Girl Talk / Nino Moschella

The idea of building a pop record out of stolen pieces of other pop records dates back as far as novelty singles like Chubby Checker's "The Class" and Dickie Goodman's "Mr. Jaws," and lately the art of mash-up has gotten so refined that DJs can craft songs that bear almost no resemblance to the songs they're sampling. But Girl Talk's Night Ripper is a throwback party album, in the tradition of Double Dee & Steinski's black-market "Lesson" singles. For 12 tracks and 40 minutes, Girl Talk—a.k.a. Pittsburgh DJ Greg Gillis—piles up instantly recognizable hooks from the likes of James Taylor, Smashing Pumpkins, Kanye West, MIA, Eminem, Billy Squier, The Waitresses, and more than 150 others.
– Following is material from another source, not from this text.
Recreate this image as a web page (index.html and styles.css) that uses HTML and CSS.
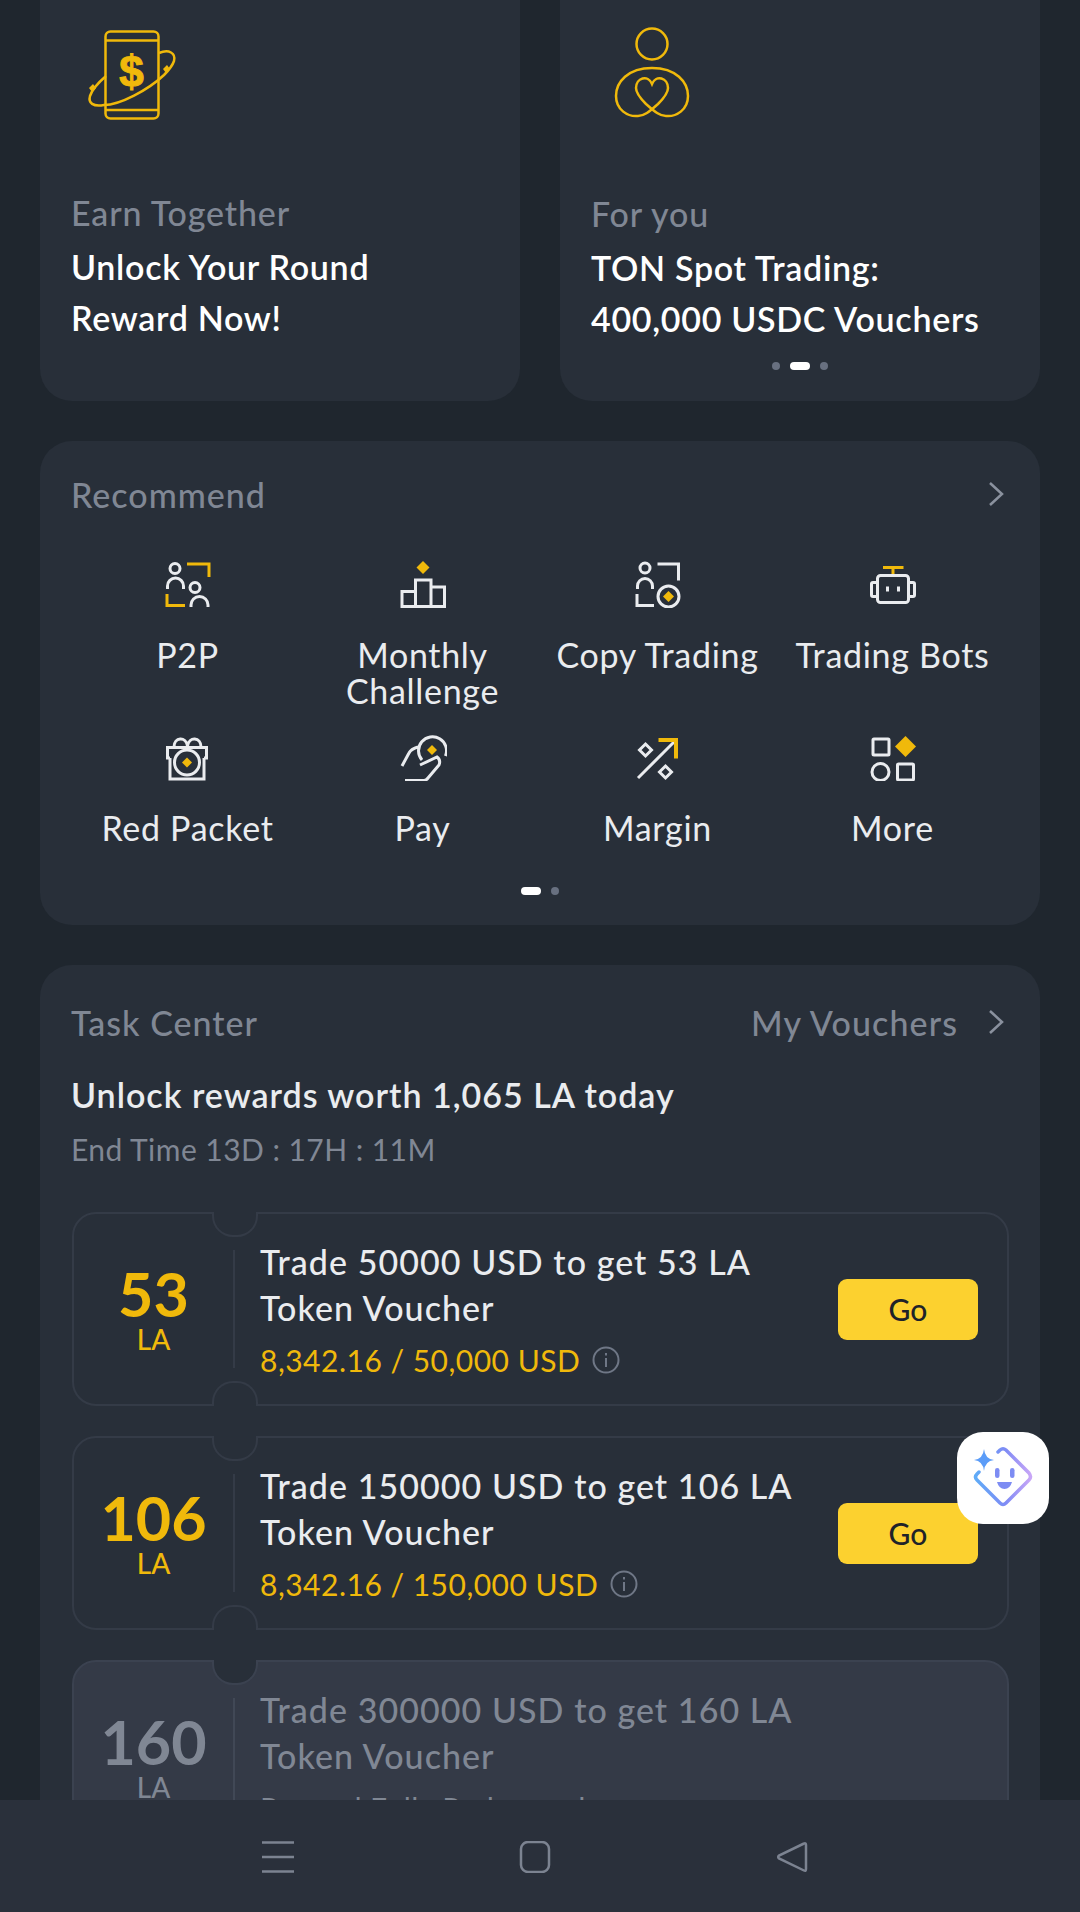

The disc is structured as a continuous mix, and Girl Talk rarely repeats the samples, so no one song really exists as a discrete entity. (Though some elements are "rhymed": for example, a snippet of a rap about bouncing breasts plays over the synth-line from The Pointer Sisters' "Jump.") It isn't exactly high art—it's more like a neat parlor trick—but Night Ripper is one of the most purely fun albums to come along since The Go! Team's debut. Pick it up quick, before it gets sued out of existence.